§ **SHORT PROBLEM**
Locate each line in the records containing "this". Copy it.

§ **EXTRACTED ENTRIES**
________________

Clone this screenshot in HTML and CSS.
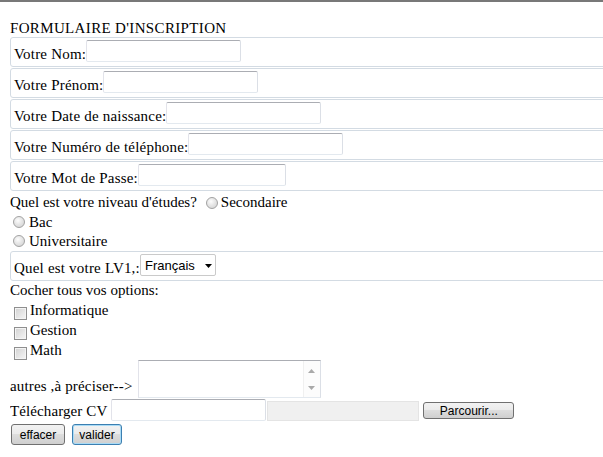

________________

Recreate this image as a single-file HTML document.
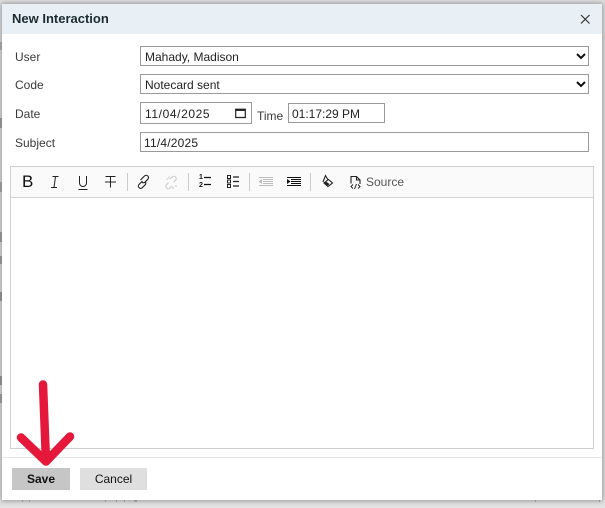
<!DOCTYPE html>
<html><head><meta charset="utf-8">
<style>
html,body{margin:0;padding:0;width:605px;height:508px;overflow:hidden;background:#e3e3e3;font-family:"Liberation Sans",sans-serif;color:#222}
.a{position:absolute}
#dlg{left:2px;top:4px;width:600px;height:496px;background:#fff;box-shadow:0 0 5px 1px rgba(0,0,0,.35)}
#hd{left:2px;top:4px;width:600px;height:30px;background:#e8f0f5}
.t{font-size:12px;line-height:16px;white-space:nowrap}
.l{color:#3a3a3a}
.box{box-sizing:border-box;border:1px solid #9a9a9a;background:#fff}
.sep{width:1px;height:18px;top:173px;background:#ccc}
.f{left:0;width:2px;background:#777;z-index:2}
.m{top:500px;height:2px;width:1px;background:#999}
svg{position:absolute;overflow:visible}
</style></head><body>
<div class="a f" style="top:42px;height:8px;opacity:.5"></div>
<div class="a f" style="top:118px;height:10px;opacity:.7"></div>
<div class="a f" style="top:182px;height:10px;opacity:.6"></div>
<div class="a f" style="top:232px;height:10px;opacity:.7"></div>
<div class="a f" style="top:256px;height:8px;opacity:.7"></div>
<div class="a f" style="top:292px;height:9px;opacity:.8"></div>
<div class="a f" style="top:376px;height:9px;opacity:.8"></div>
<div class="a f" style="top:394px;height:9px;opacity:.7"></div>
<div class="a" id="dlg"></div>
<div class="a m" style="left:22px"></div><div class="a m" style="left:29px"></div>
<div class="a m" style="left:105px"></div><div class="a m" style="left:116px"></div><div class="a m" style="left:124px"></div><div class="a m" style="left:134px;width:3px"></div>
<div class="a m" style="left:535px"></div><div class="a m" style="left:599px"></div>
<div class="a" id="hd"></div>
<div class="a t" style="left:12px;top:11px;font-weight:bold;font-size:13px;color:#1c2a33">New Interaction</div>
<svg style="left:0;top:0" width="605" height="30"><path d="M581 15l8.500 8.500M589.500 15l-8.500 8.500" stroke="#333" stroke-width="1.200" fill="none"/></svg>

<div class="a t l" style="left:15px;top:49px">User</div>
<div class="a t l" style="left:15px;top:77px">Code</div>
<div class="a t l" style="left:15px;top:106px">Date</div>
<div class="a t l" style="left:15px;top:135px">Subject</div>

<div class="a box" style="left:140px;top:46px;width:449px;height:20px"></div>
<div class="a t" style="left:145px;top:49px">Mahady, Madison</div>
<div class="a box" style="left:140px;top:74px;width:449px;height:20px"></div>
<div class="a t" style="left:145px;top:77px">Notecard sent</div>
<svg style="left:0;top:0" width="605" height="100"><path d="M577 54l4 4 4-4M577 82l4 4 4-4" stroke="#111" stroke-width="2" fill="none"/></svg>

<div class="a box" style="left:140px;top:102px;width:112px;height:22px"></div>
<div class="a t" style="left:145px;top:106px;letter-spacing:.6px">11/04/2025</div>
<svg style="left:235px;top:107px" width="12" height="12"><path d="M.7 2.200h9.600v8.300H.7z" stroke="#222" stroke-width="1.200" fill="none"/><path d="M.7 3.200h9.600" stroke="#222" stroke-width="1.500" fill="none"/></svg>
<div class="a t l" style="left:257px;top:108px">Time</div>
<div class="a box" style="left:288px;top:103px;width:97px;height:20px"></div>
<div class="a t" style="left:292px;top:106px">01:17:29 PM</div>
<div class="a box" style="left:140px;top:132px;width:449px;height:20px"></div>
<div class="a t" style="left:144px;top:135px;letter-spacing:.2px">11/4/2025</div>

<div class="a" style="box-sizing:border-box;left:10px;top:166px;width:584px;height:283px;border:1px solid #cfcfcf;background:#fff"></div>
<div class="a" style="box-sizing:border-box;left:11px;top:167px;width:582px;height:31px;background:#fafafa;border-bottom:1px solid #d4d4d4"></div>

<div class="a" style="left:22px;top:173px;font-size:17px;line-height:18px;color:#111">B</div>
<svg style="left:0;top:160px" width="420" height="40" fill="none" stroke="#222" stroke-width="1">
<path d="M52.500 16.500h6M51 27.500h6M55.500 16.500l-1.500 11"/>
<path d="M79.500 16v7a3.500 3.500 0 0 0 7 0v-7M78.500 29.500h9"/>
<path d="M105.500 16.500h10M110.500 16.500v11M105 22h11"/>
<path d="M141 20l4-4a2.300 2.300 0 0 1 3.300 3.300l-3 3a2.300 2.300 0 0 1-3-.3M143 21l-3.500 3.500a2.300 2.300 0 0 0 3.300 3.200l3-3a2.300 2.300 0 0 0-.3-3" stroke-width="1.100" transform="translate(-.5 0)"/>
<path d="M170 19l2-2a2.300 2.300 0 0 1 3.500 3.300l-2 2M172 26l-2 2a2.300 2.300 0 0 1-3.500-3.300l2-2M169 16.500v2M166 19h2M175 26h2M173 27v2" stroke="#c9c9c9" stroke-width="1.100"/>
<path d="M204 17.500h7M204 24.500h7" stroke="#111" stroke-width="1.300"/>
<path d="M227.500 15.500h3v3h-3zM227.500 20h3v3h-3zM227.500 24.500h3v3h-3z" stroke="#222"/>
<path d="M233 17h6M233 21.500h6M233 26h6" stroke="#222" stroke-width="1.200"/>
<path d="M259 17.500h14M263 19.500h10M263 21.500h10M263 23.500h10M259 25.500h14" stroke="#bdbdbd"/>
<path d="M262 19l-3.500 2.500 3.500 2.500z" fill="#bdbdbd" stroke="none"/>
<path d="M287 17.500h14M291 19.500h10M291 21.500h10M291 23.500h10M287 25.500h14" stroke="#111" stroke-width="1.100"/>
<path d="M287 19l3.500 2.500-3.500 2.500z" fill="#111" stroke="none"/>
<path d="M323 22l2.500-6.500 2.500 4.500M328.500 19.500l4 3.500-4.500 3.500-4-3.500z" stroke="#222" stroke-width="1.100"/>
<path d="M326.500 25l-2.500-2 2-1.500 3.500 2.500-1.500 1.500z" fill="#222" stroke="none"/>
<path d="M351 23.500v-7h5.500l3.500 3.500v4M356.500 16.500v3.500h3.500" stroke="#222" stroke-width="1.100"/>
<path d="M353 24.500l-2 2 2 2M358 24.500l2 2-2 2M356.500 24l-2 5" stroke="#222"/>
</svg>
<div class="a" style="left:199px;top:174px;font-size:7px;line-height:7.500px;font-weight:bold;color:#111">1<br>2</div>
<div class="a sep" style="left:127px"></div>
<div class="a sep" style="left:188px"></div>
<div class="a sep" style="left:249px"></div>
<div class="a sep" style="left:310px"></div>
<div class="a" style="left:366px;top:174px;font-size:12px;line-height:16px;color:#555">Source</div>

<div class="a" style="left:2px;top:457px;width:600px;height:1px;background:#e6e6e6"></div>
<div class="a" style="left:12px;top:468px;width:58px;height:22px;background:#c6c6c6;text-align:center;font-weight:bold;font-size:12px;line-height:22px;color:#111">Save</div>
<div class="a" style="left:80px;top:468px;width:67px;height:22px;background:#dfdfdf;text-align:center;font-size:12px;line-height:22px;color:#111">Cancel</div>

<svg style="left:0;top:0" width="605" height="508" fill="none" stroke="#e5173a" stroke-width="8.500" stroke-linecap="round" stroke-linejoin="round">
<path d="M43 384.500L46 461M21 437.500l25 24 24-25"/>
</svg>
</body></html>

________________

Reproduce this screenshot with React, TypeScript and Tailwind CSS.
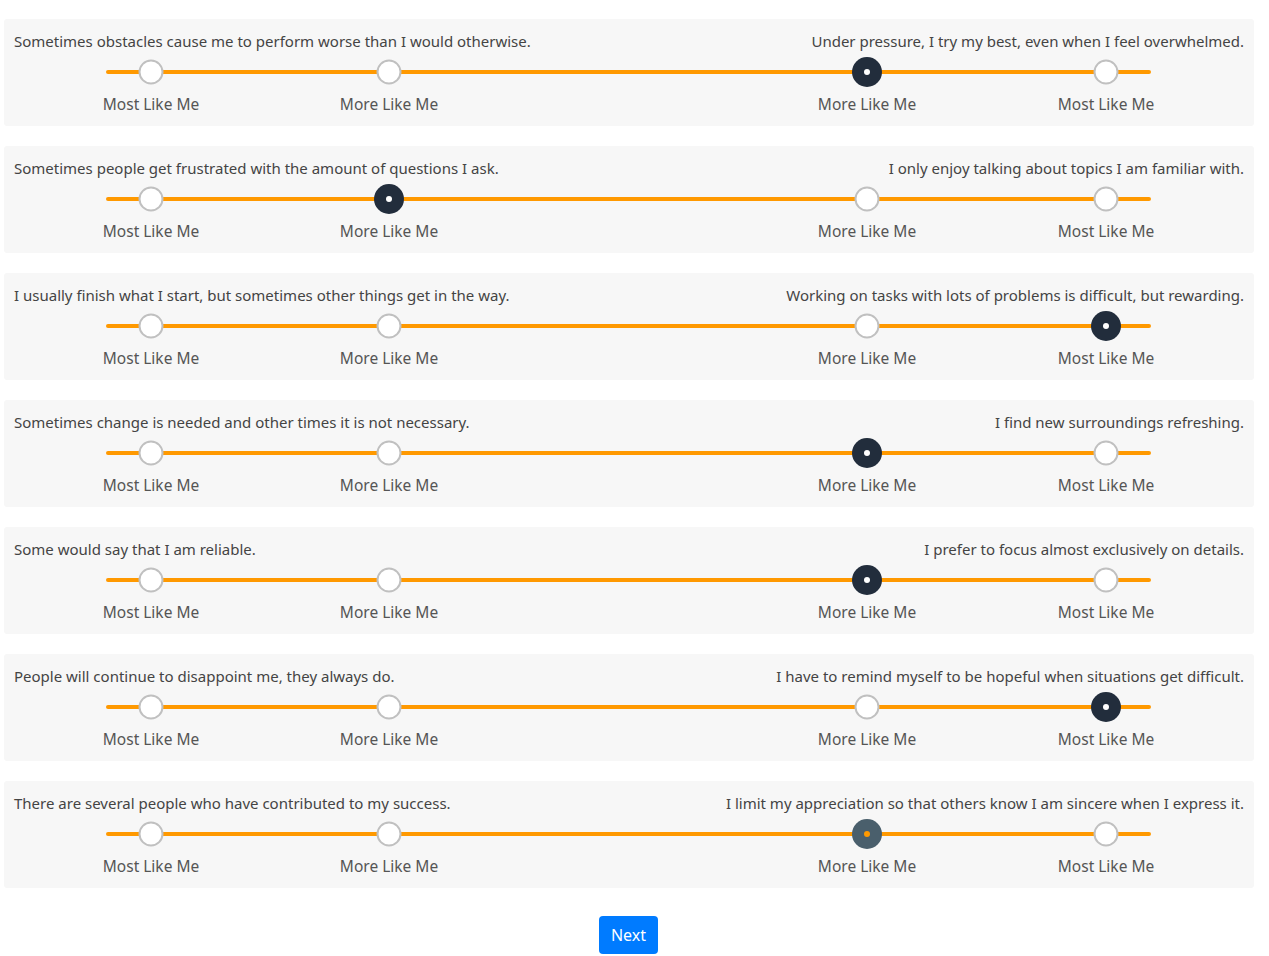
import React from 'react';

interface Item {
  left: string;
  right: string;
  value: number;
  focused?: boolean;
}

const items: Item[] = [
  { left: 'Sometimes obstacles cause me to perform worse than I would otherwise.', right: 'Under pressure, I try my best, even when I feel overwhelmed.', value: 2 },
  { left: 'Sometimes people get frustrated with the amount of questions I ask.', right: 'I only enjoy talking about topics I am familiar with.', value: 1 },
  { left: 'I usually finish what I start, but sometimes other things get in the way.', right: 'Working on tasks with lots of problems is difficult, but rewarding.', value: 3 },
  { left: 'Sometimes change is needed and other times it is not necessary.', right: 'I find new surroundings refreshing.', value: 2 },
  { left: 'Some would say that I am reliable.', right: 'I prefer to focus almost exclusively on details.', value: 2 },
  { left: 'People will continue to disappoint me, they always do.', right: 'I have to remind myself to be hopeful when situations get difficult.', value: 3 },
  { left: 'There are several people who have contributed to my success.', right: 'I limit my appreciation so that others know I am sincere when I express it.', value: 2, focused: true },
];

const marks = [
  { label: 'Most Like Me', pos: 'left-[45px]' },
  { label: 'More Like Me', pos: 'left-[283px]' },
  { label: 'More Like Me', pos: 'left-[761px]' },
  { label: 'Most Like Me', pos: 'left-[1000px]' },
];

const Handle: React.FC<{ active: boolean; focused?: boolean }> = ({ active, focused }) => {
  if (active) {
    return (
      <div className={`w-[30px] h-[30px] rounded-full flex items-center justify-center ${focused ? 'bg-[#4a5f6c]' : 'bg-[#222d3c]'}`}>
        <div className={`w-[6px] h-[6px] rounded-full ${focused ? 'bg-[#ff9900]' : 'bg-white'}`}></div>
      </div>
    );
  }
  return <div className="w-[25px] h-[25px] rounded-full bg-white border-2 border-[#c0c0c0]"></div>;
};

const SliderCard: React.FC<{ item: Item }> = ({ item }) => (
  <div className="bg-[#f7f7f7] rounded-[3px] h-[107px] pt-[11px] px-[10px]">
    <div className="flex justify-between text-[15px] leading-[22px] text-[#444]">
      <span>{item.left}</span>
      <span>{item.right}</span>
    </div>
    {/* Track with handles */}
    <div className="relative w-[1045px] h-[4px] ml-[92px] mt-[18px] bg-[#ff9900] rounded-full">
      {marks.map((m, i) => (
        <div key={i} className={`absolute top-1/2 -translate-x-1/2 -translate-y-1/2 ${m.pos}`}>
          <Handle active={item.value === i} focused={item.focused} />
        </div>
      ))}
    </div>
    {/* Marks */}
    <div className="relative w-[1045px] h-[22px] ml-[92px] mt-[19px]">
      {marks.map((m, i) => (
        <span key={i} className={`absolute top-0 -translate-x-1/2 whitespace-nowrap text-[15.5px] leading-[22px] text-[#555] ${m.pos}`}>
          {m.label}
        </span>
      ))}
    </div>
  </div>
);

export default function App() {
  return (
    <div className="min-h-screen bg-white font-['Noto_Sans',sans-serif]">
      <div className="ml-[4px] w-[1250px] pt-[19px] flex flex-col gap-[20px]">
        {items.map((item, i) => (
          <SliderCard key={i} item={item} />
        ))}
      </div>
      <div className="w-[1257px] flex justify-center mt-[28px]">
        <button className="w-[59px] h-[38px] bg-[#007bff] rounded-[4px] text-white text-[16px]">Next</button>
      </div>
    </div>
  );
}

________________

§ **EXPECTED OUTPUT**
Clone this screenshot in HTML and CSS.
Recreate this image as a single-file HTML document.
Reproduce this screenshot with React, TypeScript and Tailwind CSS.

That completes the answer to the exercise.